Union Retains Past Practice Related to Case Audit Program
Press Contact: Tom Bennett Phone: (414) 469-7908 Email: email@example.com
(MILWAUKEE) – Teamsters Local 200 announced today that the union prevailed in an arbitration with Roundy’s Supermarkets. In the opinion, issued on May 14, the arbitrator found that the company, owned and operated by The Kroger Co., violated the collective bargaining agreement by unilaterally implementing a new case audit system.

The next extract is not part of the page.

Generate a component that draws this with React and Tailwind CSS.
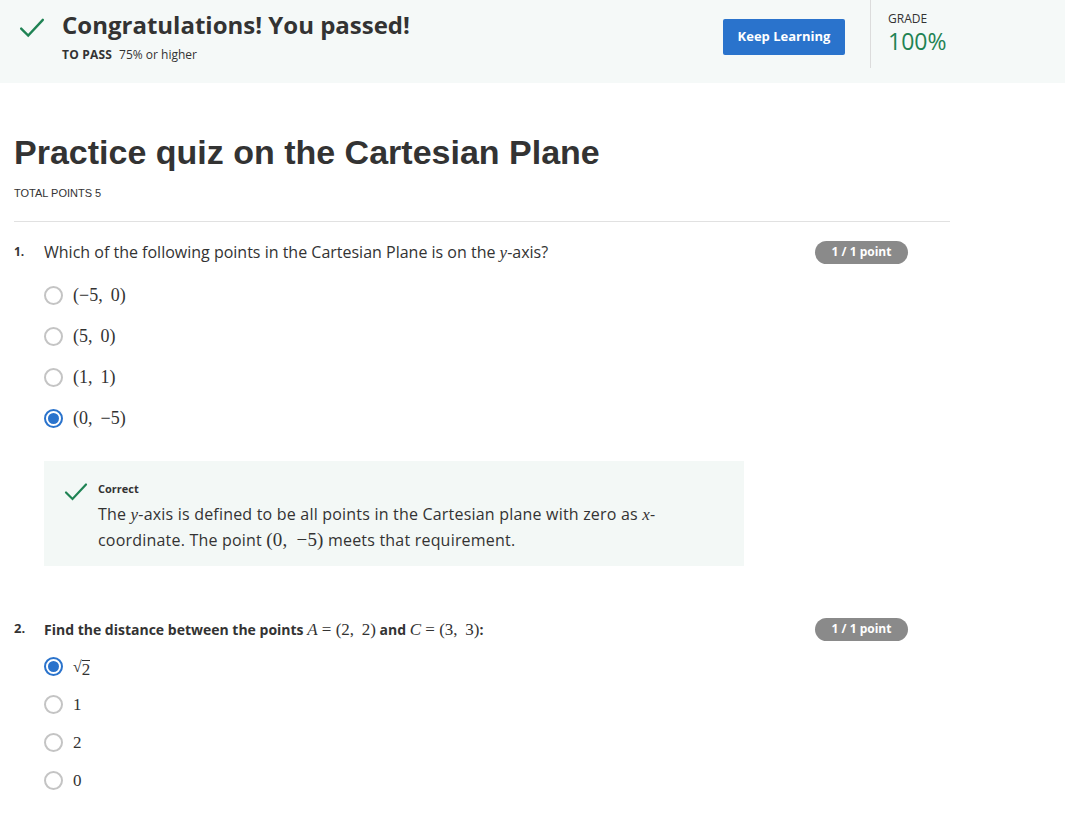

On November 11, 2015, the Kroger Company and Roundy’s announced a merger agreement in which Kroger acquired Roundy’s in a deal valued at $800 million that also included the assumption of debt. Along with this acquisition by Kroger, a seven-decade-old collective bargaining agreement with Teamsters Local 200 and Roundy’s was maintained in full force. Local 200 currently represents approximately 800 members at the Oconomowoc, Wisc. distribution center.
When Kroger unilaterally implemented a new case audit program, Local 200 immediately protested and grieved the implementation, maintaining there was an existing process in place and Kroger’s actions violated the contract and several binding past practices. When the employer denied the grievance, the union exercised its rights under the contract to move to arbitration. Arbitrator George R. Fleischli’s decision includes extensive remedies requested by Local 200 and an immediate rescinding of the unilaterally implemented case audit program.
“Our membership’s victory in this arbitration sends a strong message that historical past practice and strong contract language matters,” said Thomas J. Bennett, Teamsters Local 200 Secretary-Treasurer. “The commitment and attention to the details by the Roundy’s Stewards Committee, Local 200 Business Agent Jay Couturier and Scott Soldon of the Soldon McCoy law firm, set the stage to defend the contract as a whole and the decades of history that it brings.”